Stored data:

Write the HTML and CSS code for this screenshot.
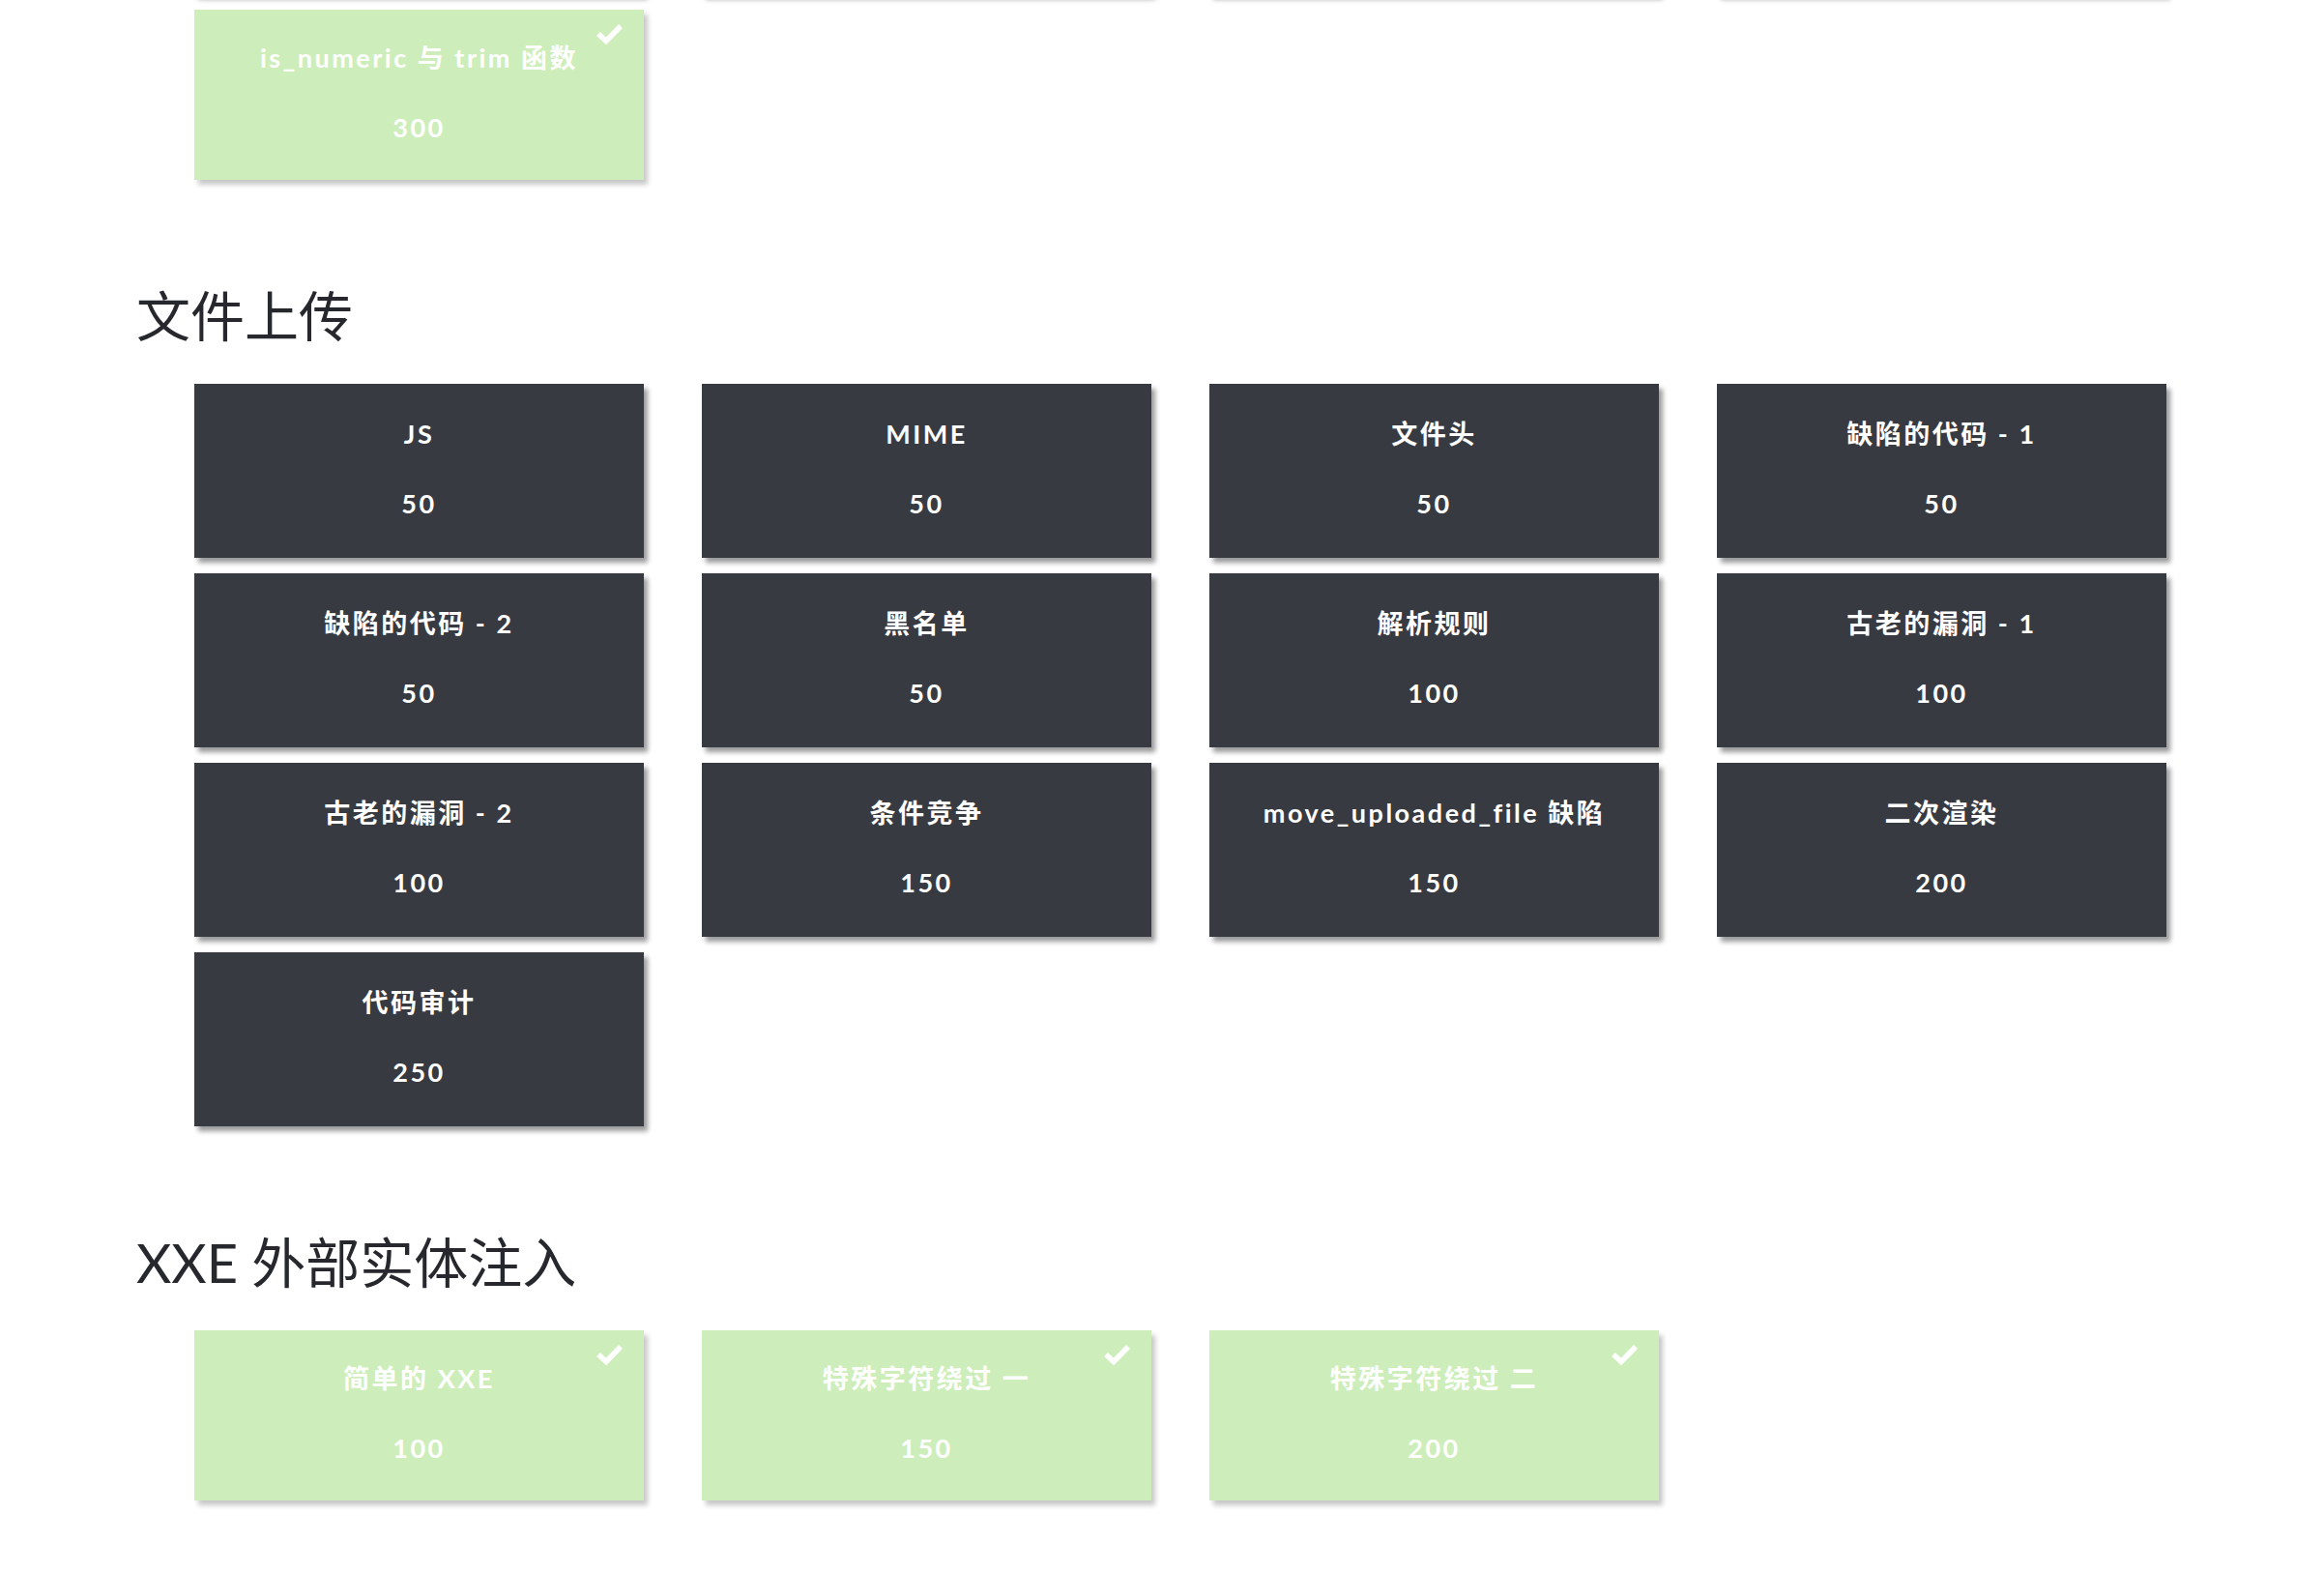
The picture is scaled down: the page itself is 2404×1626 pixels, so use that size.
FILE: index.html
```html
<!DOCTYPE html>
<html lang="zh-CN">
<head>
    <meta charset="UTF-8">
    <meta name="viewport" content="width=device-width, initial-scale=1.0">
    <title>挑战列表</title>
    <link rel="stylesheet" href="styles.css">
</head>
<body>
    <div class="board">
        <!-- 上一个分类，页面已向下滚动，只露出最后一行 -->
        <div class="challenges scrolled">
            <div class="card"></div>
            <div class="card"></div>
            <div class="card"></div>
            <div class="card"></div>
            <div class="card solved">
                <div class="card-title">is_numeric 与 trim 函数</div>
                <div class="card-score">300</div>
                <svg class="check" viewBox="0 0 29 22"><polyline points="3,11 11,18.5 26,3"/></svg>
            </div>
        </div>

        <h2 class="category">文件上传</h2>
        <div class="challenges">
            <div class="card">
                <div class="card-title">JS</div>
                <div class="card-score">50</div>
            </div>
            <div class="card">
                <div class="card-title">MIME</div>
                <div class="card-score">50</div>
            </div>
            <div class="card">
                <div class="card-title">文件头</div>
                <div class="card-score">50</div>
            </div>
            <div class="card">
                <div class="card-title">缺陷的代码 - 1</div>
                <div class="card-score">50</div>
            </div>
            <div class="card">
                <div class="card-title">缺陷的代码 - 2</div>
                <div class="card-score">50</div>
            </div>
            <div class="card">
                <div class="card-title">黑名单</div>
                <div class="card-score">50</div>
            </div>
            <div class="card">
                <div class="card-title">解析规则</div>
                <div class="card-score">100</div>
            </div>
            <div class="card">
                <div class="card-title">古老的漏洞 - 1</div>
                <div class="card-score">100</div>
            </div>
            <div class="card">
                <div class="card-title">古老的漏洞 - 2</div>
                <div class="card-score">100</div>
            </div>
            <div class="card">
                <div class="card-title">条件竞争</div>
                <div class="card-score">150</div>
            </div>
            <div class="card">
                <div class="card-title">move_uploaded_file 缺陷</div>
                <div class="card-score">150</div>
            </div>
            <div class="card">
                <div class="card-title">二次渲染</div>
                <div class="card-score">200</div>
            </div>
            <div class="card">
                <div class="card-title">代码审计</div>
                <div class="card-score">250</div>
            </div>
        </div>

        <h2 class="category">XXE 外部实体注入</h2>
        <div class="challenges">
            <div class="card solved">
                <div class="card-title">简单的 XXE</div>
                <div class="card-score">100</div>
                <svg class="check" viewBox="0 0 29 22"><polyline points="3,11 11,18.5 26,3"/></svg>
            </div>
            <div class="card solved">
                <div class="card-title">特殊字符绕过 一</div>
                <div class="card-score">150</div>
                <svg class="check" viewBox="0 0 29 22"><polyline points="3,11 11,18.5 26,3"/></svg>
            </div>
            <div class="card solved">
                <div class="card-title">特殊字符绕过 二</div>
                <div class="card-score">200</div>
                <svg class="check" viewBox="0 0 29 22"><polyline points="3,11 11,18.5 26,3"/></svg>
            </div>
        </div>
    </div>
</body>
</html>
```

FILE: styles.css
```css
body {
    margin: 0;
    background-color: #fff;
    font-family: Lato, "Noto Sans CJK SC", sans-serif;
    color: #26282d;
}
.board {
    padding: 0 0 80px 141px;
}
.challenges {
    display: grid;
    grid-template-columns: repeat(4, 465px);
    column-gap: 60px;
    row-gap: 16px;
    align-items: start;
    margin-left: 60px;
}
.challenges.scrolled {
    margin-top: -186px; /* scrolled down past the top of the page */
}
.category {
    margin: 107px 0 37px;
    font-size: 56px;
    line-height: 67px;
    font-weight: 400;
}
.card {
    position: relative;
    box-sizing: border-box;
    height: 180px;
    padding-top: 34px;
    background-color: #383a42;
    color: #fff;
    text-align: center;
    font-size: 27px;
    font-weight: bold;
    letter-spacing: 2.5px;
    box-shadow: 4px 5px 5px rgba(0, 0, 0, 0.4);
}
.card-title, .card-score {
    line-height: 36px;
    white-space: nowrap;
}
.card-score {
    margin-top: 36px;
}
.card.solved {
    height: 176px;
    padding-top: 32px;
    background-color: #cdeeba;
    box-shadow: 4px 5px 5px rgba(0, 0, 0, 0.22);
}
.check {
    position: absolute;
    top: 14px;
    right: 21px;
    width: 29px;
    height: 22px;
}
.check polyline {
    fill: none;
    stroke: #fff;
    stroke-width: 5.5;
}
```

Challenge: Quote the material in full and exactly; do not carry over its pictures.

Reply to the exercise:
Write the HTML and CSS code for this screenshot.
The picture is scaled down: the page itself is 2404×1626 pixels, so use that size.
FILE: index.html
```html
<!DOCTYPE html>
<html lang="zh-CN">
<head>
    <meta charset="UTF-8">
    <meta name="viewport" content="width=device-width, initial-scale=1.0">
    <title>挑战列表</title>
    <link rel="stylesheet" href="styles.css">
</head>
<body>
    <div class="board">
        <!-- 上一个分类，页面已向下滚动，只露出最后一行 -->
        <div class="challenges scrolled">
            <div class="card"></div>
            <div class="card"></div>
            <div class="card"></div>
            <div class="card"></div>
            <div class="card solved">
                <div class="card-title">is_numeric 与 trim 函数</div>
                <div class="card-score">300</div>
                <svg class="check" viewBox="0 0 29 22"><polyline points="3,11 11,18.5 26,3"/></svg>
            </div>
        </div>

        <h2 class="category">文件上传</h2>
        <div class="challenges">
            <div class="card">
                <div class="card-title">JS</div>
                <div class="card-score">50</div>
            </div>
            <div class="card">
                <div class="card-title">MIME</div>
                <div class="card-score">50</div>
            </div>
            <div class="card">
                <div class="card-title">文件头</div>
                <div class="card-score">50</div>
            </div>
            <div class="card">
                <div class="card-title">缺陷的代码 - 1</div>
                <div class="card-score">50</div>
            </div>
            <div class="card">
                <div class="card-title">缺陷的代码 - 2</div>
                <div class="card-score">50</div>
            </div>
            <div class="card">
                <div class="card-title">黑名单</div>
                <div class="card-score">50</div>
            </div>
            <div class="card">
                <div class="card-title">解析规则</div>
                <div class="card-score">100</div>
            </div>
            <div class="card">
                <div class="card-title">古老的漏洞 - 1</div>
                <div class="card-score">100</div>
            </div>
            <div class="card">
                <div class="card-title">古老的漏洞 - 2</div>
                <div class="card-score">100</div>
            </div>
            <div class="card">
                <div class="card-title">条件竞争</div>
                <div class="card-score">150</div>
            </div>
            <div class="card">
                <div class="card-title">move_uploaded_file 缺陷</div>
                <div class="card-score">150</div>
            </div>
            <div class="card">
                <div class="card-title">二次渲染</div>
                <div class="card-score">200</div>
            </div>
            <div class="card">
                <div class="card-title">代码审计</div>
                <div class="card-score">250</div>
            </div>
        </div>

        <h2 class="category">XXE 外部实体注入</h2>
        <div class="challenges">
            <div class="card solved">
                <div class="card-title">简单的 XXE</div>
                <div class="card-score">100</div>
                <svg class="check" viewBox="0 0 29 22"><polyline points="3,11 11,18.5 26,3"/></svg>
            </div>
            <div class="card solved">
                <div class="card-title">特殊字符绕过 一</div>
                <div class="card-score">150</div>
                <svg class="check" viewBox="0 0 29 22"><polyline points="3,11 11,18.5 26,3"/></svg>
            </div>
            <div class="card solved">
                <div class="card-title">特殊字符绕过 二</div>
                <div class="card-score">200</div>
                <svg class="check" viewBox="0 0 29 22"><polyline points="3,11 11,18.5 26,3"/></svg>
            </div>
        </div>
    </div>
</body>
</html>
```

FILE: styles.css
```css
body {
    margin: 0;
    background-color: #fff;
    font-family: Lato, "Noto Sans CJK SC", sans-serif;
    color: #26282d;
}
.board {
    padding: 0 0 80px 141px;
}
.challenges {
    display: grid;
    grid-template-columns: repeat(4, 465px);
    column-gap: 60px;
    row-gap: 16px;
    align-items: start;
    margin-left: 60px;
}
.challenges.scrolled {
    margin-top: -186px; /* scrolled down past the top of the page */
}
.category {
    margin: 107px 0 37px;
    font-size: 56px;
    line-height: 67px;
    font-weight: 400;
}
.card {
    position: relative;
    box-sizing: border-box;
    height: 180px;
    padding-top: 34px;
    background-color: #383a42;
    color: #fff;
    text-align: center;
    font-size: 27px;
    font-weight: bold;
    letter-spacing: 2.5px;
    box-shadow: 4px 5px 5px rgba(0, 0, 0, 0.4);
}
.card-title, .card-score {
    line-height: 36px;
    white-space: nowrap;
}
.card-score {
    margin-top: 36px;
}
.card.solved {
    height: 176px;
    padding-top: 32px;
    background-color: #cdeeba;
    box-shadow: 4px 5px 5px rgba(0, 0, 0, 0.22);
}
.check {
    position: absolute;
    top: 14px;
    right: 21px;
    width: 29px;
    height: 22px;
}
.check polyline {
    fill: none;
    stroke: #fff;
    stroke-width: 5.5;
}
```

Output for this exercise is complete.